Another case example could be that of the Taj Mahal where Emperor Shah Jahan dismembered arms of slaves who built the marbled beauty. In this case, architecture took from the slaves, not just their hard work, but in the most literal sense, parts of them. The slaves contributed to the respected ‘wonder of the world’ and an entire country (India): unparalleled glory, a forever history, and for those who are not aware, it was a token of the emperor’s love for his wife. Hence, an eternal love story.
Akin are tales of every nation which has seen colonies take over, change of command, a sovereignty switch and have had a lineage of some sort of authoritative oppression over a sect of their population. Throughout history we see as power transcends; the act of slavery shifting from one ‘people’ to another, allows the architecture to be built, morphed and broken. Architecture is consequently scaled. Other instances encourage additions and subtractions in the built form; challenging its identity as architecture, while the power-play seduces the urban fabric. Structures are multiplied and divided to build a form that intends to make space to symbolize an unspoken dialect, acting as a mode of communication from the powerful to their audience, which may or may not involve the slaves themselves.
Today, we exist in a time where ‘slavery’ as we knew it, is deemed illegal. Contemporary shackles may not be made of bulky iron bows, its pin may not hold our ankles while clearance piecing our bone. Nevertheless, it has taken a form of what is termed as ‘neo-slavery’ or institutional slavery. To explain, ideate on the following terms- prison labor, bonded labor, forced-migrant labor, sex-slavery, forced marriage, and child marriage or child labor. Issues such as these have made architecture. Some temporary, some semi-structured while some are beyond the physicality of construction; seeped into cultural roots. Picture a red-light district; to realize, it too has an identity comprising of volume and mass, color, texture. Injecting a peculiar sense of spatial quality. Color palettes or snippets of what you may add on to a mood board might appear when you think about each term carefully. This is another association slavery has with architecture. One of memory and intuition.
Another way to associate contemporary slavery with architecture would be ‘dignity’. The question you ask is when you see every day, a symbol of your woeful past which instills a sense of pseudo-inferiority. When your daily visual (or otherwise) language spoken, belongs to your oppressors more than it can ever belong to you. How can you have a sole sense of belonging?
Many statues may be sculpted in the bygone, but are inculcated in the everyday architecture of the people today. They are silent but prominent in present-day America, standing tall as a reminder of the oppressed that were once slaves in the country.
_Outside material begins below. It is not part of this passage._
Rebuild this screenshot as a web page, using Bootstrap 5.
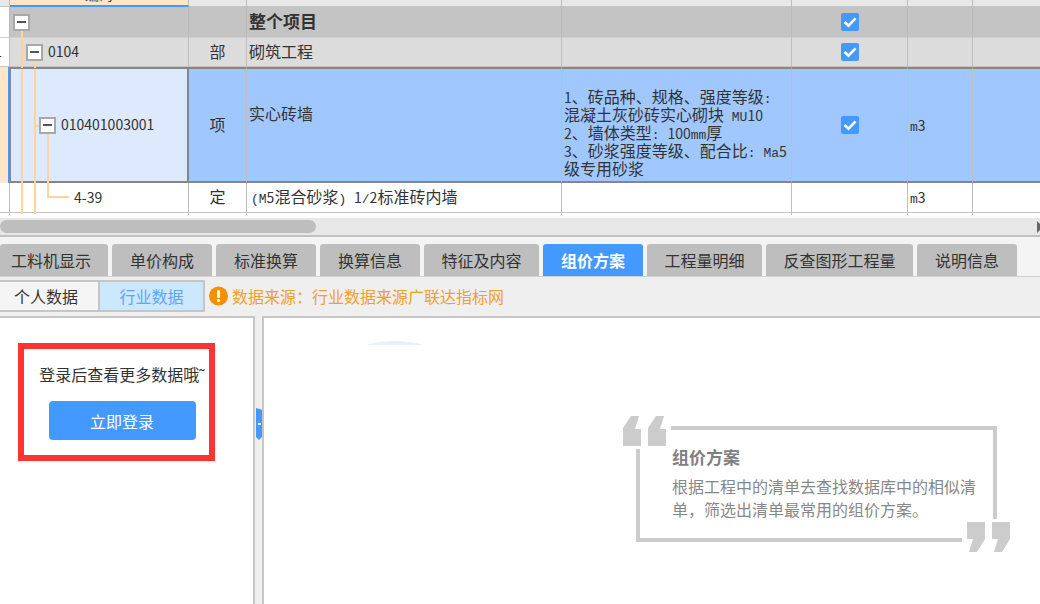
<!DOCTYPE html>
<html lang="zh-CN">
<head>
<meta charset="utf-8">
<meta name="viewport" content="width=device-width, initial-scale=1">
<title>组价方案</title>
<link href="https://cdn.jsdelivr.net/npm/bootstrap@5.3.0/dist/css/bootstrap.min.css" rel="stylesheet">
<style>
  body { font-family: "Noto Sans CJK SC", sans-serif; font-size: 16px; line-height: 18px; color: #333; background: #efefef; overflow: hidden; }

  /* bill of quantities grid */
  .bill { width: 100%; table-layout: fixed; border-collapse: separate; border-spacing: 0; background: #fff; }
  .bill th, .bill td { border-right: 1px solid #bebebe; border-bottom: 1px solid #c4c4c4; padding: 0 2px 2px; position: relative; font-weight: 400; vertical-align: middle; white-space: nowrap; }
  .bill th:last-child, .bill td:last-child { border-right: 0; }
  .bill th:first-child, .bill td:first-child { padding: 0; }
  .bill .head-row th { height: 7px; background: #e8e8e8; padding: 0; }
  .bill .head-row th:nth-child(2) { background: #ffe6c8; border-bottom: 2px solid #49f; }
  .cut-head { height: 5px; line-height: 22px; overflow: hidden; display: flex; align-items: flex-end; justify-content: center; font-size: 14px; }
  .cut-no { width: 2px; margin: 0; overflow: hidden; display: flex; justify-content: flex-end; font-size: 12px; }
  .bill .row-total td { height: 31px; background: #c4c4c4; border-right-color: #bababa; border-bottom-color: #d0d0d0; }
  .bill .row-part td { height: 29px; background: #dcdcdc; }
  .bill .row-total td:first-child, .bill .row-part td:first-child { background: #fff; }
  .bill .row-active td { height: 116px; background: #a0c8ff; border-top: 2px solid #868686; border-bottom: 2px solid #868686; }
  .bill .row-active td:first-child { background: #ffe6c8; border: 0; border-right: 2px solid #49f; }
  .bill .row-active td:nth-child(2) { background: #dde9fd; border-left: 1px solid #868686; border-right: 2px solid #868686; }
  .bill .row-item td { height: 30px; }
  .bill .row-item td:not(:first-child) { padding-bottom: 4px; }
  .bill .row-rest td { height: 2px; border-bottom: 0; padding: 0; }
  .bill td.has-tick { padding-bottom: 0; }
  .bill td.feature { padding: 14px 0 0 2px; }
  .bill td.total-name { font-size: 17px; font-weight: 700; }
  .num { font-size: 14px; line-height: 0; }
  .mono { font-family: "Liberation Mono", monospace; font-size: 13px; line-height: 0; }

  /* tree column */
  .tree { display: flex; align-items: center; gap: 5px; }
  .tree .num { line-height: 18px; padding-bottom: 2px; }
  .lv1 { padding-left: 3px; } .lv2 { padding-left: 16px; } .lv3 { padding-left: 28px; } .lv4 { padding-left: 64px; }
  .fold { width: 17px; height: 17px; flex: none; padding: 0; border: 2px solid #a8a8a8; background: #fff; position: relative; z-index: 1; display: flex; align-items: center; justify-content: center; }
  .fold::before { content: ""; width: 9px; height: 2px; background: #555; }
  .guide { position: absolute; top: 0; bottom: -2px; width: 2px; background: #fdd49c; z-index: 1; }
  .g1 { left: 11px; } .g2 { left: 24px; } .g3 { left: 37px; }
  .row-active .g1 { left: 10px; } .row-active .g2 { left: 23px; } .row-active .g3 { left: 36px; }
  .guide.from-mid { top: 50%; } .guide.to-mid { bottom: 50%; }
  .elbow { position: absolute; top: 50%; height: 2px; background: #fdd49c; }
  .e1 { left: 11px; width: 8px; } .e2 { left: 24px; width: 8px; } .e3 { left: 37px; width: 22px; margin-top: -2px; }
  .tick.form-check-input { width: 18px; height: 18px; margin: 0 auto; display: block; border-radius: 2px; border: 0; }
  .tick.form-check-input:checked { background-color: #49f; background-image: url("data:image/svg+xml,%3csvg xmlns='http://www.w3.org/2000/svg' viewBox='0 0 18 18'%3e%3cpath fill='none' stroke='%23fff' stroke-width='2.600' d='M3.500 9L7.500 12.700L14.500 5.300'/%3e%3c/svg%3e"); }

  /* horizontal scroll bar */
  .hscroll { height: 22px; background: #e7e7e7; border-top: 3px solid #fcfcff; border-bottom: 2px solid #c2c2c2; }
  .thumb { width: 316px; height: 13px; border-radius: 7px; background: #bebebe; }

  /* tabs */
  .tabs { height: 40px; gap: 4px; background: #f4f4f4; border-bottom: 1px solid #d0d0d0; padding-top: 7px; }
  .tab { border: 0; padding: 0; width: 100px; flex: none; background: #bebebe; border-radius: 3px 3px 0 0; color: #333; }
  .tab-first { width: 108px; padding-right: 6px; }
  .tab-5 { width: 115px; } .tab-7 { width: 147px; }
  .tab.active { background: #49f; color: #fff; font-weight: 700; }

  .source-bar { height: 39px; padding-top: 3px; }
  .src { height: 32px; padding: 0; border: 2px solid #c6c6c6; background: #f5f5f5; color: #333; }
  .src-own { width: 98px; border-left: 0; border-right: 0; padding-right: 6px; }
  .src-trade { width: 107px; background: #cce8ff; color: #5ea5fa; }
  .source-note { color: #f0a030; }

  /* lower panels */
  .side { width: 255px; background: #fff; border-top: 2px solid #c6c6c6; border-right: 2px solid #c6c6c6; padding: 25px 0 0 18px; }
  .login-box { width: 197px; height: 118px; border: 6px solid #f33; padding: 16px 0 0 11px; }
  .login-box p { margin-bottom: 18px; }
  .login-btn { width: 147px; height: 39px; background: #49f; color: #fff; border: 0; border-radius: 4px; padding: 0; }
  .login-btn:hover { background: #38e; color: #fff; }
  .splitter { width: 7px; position: relative; }
  .grip { position: absolute; left: 1px; top: 92px; }
  .main-pane { background: #fff; border-top: 2px solid #c6c6c6; border-left: 2px solid #c6c6c6; padding: 108px 43px 0 0; position: relative; overflow: hidden; }
  .arc { position: absolute; left: 102px; top: 22px; }
  .quote { width: 361px; height: 116px; border: 4px solid #ccc; position: relative; padding: 17px 0 0 32px; color: #888; }
  .quote h2 { font-size: 17px; line-height: 20px; font-weight: 700; margin: 0 0 8px; color: #808080; }
  .quote p { line-height: 23px; margin: 0; white-space: nowrap; }
  .mark-open, .mark-close { position: absolute; background: #fff; }
  .mark-open { left: -17px; top: -15px; }
  .mark-close { right: -17px; bottom: -15px; }
</style>
</head>
<body class="d-flex flex-column min-vh-100">
<table class="bill">
  <colgroup>
    <col style="width:10px"><col style="width:179px"><col style="width:58px"><col><col style="width:230px"><col style="width:116px"><col style="width:65px"><col style="width:67px">
  </colgroup>
  <thead>
    <tr class="head-row"><th></th><th><div class="cut-head">编码</div></th><th></th><th></th><th></th><th></th><th></th><th></th></tr>
  </thead>
  <tbody>
    <tr class="row-total">
      <td></td>
      <td class="p-0"><i class="guide g1 from-mid"></i><div class="tree lv1"><button class="fold" aria-label="折叠整个项目"></button></div></td>
      <td></td>
      <td class="total-name">整个项目</td>
      <td></td>
      <td class="has-tick"><input class="form-check-input tick" type="checkbox" checked aria-label="整个项目"></td>
      <td></td><td></td>
    </tr>
    <tr class="row-part">
      <td><div class="cut-no">1</div></td>
      <td class="p-0"><i class="guide g1"></i><i class="elbow e1"></i><i class="guide g2 from-mid"></i><div class="tree lv2"><button class="fold" aria-label="折叠0104"></button><span class="num">0104</span></div></td>
      <td class="text-center">部</td>
      <td>砌筑工程</td>
      <td></td>
      <td class="has-tick"><input class="form-check-input tick" type="checkbox" checked aria-label="砌筑工程"></td>
      <td></td><td></td>
    </tr>
    <tr class="row-active">
      <td></td>
      <td class="p-0"><i class="guide g1"></i><i class="guide g2"></i><i class="elbow e2"></i><i class="guide g3 from-mid"></i><div class="tree lv3"><button class="fold" aria-label="折叠010401003001"></button><span class="num">010401003001</span></div></td>
      <td class="text-center">项</td>
      <td class="pb-4">实心砖墙</td>
      <td class="feature"><span class="num">1</span>、砖品种、规格、强度等级<span class="mono">:</span><br>混凝土灰砂砖实心砌块<span class="mono"> MU</span><span class="num">10</span><br><span class="num">2</span>、墙体类型<span class="mono">: </span><span class="num">100</span><span class="mono">mm</span>厚<br><span class="num">3</span>、砂浆强度等级、配合比<span class="mono">: Ma</span><span class="num">5</span><br>级专用砂浆</td>
      <td class="has-tick"><input class="form-check-input tick" type="checkbox" checked aria-label="实心砖墙"></td>
      <td><span class="mono">m</span><span class="num">3</span></td><td></td>
    </tr>
    <tr class="row-item">
      <td></td>
      <td class="p-0"><i class="guide g1"></i><i class="guide g2"></i><i class="guide g3 to-mid"></i><i class="elbow e3"></i><div class="tree lv4"><span class="num">4-39</span></div></td>
      <td class="text-center">定</td>
      <td class="ps-1"><span class="mono">(M</span><span class="num">5</span>混合砂浆<span class="mono">) </span><span class="num">1</span><span class="mono">/</span><span class="num">2</span>标准砖内墙</td>
      <td></td><td></td>
      <td><span class="mono">m</span><span class="num">3</span></td><td></td>
    </tr>
    <tr class="row-rest"><td></td><td></td><td></td><td></td><td></td><td></td><td></td><td></td></tr>
  </tbody>
</table>

<div class="hscroll d-flex justify-content-between align-items-center">
  <div class="thumb"></div>
  <svg width="3" height="12" viewBox="0 0 3 12"><path d="M0 0L3 3V9L0 12Z" fill="#666"/></svg>
</div>

<nav class="tabs d-flex" aria-label="明细">
  <button class="tab tab-first">工料机显示</button>
  <button class="tab">单价构成</button>
  <button class="tab">标准换算</button>
  <button class="tab">换算信息</button>
  <button class="tab tab-5">特征及内容</button>
  <button class="tab active" aria-current="true">组价方案</button>
  <button class="tab tab-5">工程量明细</button>
  <button class="tab tab-7">反查图形工程量</button>
  <button class="tab">说明信息</button>
</nav>

<div class="source-bar d-flex">
  <button class="src src-own">个人数据</button>
  <button class="src src-trade">行业数据</button>
  <div class="source-note d-flex align-items-center ps-1 pb-1 gap-1">
    <svg width="19" height="20" viewBox="0 0 19 20"><circle cx="9.5" cy="10" r="9.5" fill="#f59000"/><path d="M9.500 5.500V10.500" stroke="#fff" stroke-width="3" stroke-linecap="round"/><circle cx="9.500" cy="14.500" r="1.500" fill="#fff"/></svg>
    <span>数据来源：行业数据来源广联达指标网</span>
  </div>
</div>

<div class="d-flex flex-grow-1">
  <aside class="side flex-shrink-0">
    <div class="login-box text-center">
      <p class="text-nowrap">登录后查看更多数据哦˜</p>
      <button class="btn login-btn">立即登录</button>
    </div>
  </aside>
  <div class="splitter flex-shrink-0">
    <svg class="grip" width="7" height="32" viewBox="0 0 7 32"><path d="M0 0L7 2V28L3 32L0 29Z" fill="#49f"/><rect x="2" y="15" width="3" height="2" fill="#fff"/></svg>
  </div>
  <main class="main-pane flex-grow-1 d-flex justify-content-end align-items-start">
    <svg class="arc" width="58" height="5" viewBox="0 0 58 5"><path d="M0 5Q29 -3 58 5Z" fill="#e6f1fd"/></svg>
    <section class="quote">
      <svg class="mark-open" width="48" height="34" viewBox="0 0 48 34"><path d="M0 31V13L8 1H16L12 14H18V31ZM25 31V13L33 1H41L37 14H43V31Z" fill="#ccc"/></svg>
      <h2>组价方案</h2>
      <p>根据工程中的清单去查找数据库中的相似清<br>单，筛选出清单最常用的组价方案。</p>
      <svg class="mark-close" width="48" height="34" viewBox="0 0 48 34"><path d="M5 3H23V20L15 33H7L11 20H5ZM30 3H48V20L40 33H32L36 20H30Z" fill="#ccc"/></svg>
    </section>
  </main>
</div>
<script src="https://cdn.jsdelivr.net/npm/bootstrap@5.3.0/dist/js/bootstrap.bundle.min.js"></script>
</body>
</html>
Long abolished, officially the concept still shines when visitors pass by public squares and parks as a reminder of the dark, cold history of a community that considers the nation as home. Mabel O. Wilson suggests in her paper, Negro Building: Black Americans in the World of Fairs and Museums, a term called black ‘counter-public’ sphere – which is inherently spaces in which African American leaders could represent black history and identity on their own terms.”